-- Start Source material --

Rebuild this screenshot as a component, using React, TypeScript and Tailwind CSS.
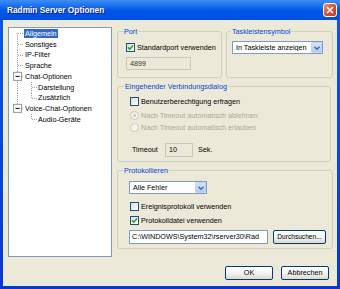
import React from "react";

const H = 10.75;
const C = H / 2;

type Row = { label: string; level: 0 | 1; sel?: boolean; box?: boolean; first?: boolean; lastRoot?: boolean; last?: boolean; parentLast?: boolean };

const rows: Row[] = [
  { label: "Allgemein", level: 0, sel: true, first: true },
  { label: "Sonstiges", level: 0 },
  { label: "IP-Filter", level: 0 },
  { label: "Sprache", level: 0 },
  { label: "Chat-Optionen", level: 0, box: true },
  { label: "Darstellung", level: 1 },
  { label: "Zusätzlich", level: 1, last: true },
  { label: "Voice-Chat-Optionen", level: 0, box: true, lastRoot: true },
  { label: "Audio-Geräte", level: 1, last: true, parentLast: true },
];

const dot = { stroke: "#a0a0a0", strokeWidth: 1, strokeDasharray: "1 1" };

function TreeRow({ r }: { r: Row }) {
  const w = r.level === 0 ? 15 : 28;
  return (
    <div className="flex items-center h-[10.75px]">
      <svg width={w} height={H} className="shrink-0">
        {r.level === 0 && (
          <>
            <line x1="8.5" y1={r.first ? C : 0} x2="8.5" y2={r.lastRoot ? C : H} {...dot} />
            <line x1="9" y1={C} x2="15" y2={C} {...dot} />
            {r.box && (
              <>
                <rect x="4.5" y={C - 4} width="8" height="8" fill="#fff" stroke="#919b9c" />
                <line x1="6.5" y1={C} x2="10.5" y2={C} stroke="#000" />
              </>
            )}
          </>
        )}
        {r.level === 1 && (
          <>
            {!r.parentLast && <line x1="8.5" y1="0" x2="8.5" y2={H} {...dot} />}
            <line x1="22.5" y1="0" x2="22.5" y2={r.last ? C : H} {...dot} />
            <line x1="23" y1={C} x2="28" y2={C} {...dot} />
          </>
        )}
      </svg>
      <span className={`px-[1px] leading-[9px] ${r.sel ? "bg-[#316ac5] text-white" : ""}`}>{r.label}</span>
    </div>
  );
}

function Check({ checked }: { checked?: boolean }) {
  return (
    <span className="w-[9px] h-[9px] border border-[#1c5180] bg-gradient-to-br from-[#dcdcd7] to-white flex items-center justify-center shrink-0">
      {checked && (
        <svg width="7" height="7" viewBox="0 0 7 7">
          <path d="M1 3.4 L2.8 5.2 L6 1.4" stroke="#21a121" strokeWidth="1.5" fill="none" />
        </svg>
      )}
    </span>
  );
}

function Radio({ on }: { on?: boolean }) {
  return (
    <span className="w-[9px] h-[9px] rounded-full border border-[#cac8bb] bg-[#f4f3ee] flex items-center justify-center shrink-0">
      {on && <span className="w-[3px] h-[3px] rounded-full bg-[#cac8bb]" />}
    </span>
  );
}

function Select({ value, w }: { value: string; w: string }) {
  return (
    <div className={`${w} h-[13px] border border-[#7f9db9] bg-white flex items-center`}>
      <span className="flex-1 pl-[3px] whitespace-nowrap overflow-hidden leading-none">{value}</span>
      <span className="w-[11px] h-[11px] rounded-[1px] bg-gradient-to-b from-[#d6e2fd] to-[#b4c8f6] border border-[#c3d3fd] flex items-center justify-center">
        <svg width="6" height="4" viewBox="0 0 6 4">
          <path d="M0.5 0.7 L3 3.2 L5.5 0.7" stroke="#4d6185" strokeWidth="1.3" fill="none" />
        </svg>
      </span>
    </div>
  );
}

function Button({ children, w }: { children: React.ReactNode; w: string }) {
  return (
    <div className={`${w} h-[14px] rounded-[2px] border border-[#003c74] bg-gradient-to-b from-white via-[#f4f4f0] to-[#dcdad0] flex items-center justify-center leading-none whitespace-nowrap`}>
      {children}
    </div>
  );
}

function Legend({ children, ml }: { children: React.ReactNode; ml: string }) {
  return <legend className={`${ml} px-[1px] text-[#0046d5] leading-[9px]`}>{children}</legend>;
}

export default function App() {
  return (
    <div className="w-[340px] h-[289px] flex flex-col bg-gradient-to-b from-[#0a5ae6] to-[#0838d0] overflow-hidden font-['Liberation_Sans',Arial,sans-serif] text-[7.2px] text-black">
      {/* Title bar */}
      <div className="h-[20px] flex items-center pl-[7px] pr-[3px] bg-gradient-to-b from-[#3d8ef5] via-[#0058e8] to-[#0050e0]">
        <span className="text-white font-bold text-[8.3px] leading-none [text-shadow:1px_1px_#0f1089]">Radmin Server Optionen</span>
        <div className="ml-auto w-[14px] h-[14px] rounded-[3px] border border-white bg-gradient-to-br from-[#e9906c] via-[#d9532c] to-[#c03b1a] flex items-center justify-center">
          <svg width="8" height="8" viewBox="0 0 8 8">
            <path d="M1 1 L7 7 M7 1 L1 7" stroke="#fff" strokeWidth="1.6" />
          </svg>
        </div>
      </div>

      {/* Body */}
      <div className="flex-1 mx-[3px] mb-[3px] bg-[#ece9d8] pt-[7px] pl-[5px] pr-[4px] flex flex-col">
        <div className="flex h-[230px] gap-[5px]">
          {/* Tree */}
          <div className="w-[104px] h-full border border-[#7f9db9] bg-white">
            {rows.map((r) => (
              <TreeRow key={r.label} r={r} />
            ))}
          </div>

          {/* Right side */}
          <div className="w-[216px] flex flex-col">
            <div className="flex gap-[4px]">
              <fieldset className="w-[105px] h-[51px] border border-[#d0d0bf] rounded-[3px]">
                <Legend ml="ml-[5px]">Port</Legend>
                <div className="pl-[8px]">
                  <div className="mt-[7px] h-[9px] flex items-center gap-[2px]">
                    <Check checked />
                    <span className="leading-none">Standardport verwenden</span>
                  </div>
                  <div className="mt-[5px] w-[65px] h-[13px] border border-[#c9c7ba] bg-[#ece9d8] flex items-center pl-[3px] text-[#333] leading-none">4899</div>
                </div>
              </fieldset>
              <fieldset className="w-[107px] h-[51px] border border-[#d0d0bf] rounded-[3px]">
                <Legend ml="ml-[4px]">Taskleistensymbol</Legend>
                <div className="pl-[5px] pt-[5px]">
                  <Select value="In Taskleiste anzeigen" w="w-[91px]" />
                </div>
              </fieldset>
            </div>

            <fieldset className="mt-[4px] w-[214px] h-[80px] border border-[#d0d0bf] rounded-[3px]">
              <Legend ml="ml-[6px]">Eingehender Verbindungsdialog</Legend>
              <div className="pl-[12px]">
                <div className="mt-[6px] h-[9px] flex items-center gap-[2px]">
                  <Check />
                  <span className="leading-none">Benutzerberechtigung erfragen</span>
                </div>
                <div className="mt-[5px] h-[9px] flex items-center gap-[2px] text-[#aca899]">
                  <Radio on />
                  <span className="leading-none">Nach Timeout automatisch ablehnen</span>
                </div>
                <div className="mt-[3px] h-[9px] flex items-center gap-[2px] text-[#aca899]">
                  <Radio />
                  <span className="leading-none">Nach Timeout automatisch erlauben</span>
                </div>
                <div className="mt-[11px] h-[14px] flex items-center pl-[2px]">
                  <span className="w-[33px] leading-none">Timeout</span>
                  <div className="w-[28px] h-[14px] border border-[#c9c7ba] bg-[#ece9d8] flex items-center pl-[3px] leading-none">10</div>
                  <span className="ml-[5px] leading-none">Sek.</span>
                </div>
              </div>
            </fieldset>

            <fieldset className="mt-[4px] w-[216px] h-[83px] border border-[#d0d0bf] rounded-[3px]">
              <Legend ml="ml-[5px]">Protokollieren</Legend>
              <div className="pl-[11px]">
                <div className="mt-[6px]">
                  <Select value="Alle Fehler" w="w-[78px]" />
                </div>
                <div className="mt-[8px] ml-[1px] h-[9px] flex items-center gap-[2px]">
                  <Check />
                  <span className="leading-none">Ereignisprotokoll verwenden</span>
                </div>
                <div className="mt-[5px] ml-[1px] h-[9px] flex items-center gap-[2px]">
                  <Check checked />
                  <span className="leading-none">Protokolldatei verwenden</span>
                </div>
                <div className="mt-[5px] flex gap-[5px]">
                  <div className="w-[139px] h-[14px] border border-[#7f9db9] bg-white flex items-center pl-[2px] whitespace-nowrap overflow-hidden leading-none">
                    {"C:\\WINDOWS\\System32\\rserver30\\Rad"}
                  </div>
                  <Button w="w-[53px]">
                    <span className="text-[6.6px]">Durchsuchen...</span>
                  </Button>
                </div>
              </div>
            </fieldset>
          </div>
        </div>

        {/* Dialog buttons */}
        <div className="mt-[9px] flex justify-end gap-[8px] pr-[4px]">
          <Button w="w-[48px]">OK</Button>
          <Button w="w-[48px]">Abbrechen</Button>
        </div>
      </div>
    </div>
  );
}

-- End Source material --

Direction: Write down every line from the opening of the listing to the line with "string; level: 0", both included, and nothing else; the pictures are omitted.

Complete response:
Rebuild this screenshot as a component, using React, TypeScript and Tailwind CSS.
import React from "react";

const H = 10.75;
const C = H / 2;

type Row = { label: string; level: 0 | 1; sel?: boolean; box?: boolean; first?: boolean; lastRoot?: boolean; last?: boolean; parentLast?: boolean };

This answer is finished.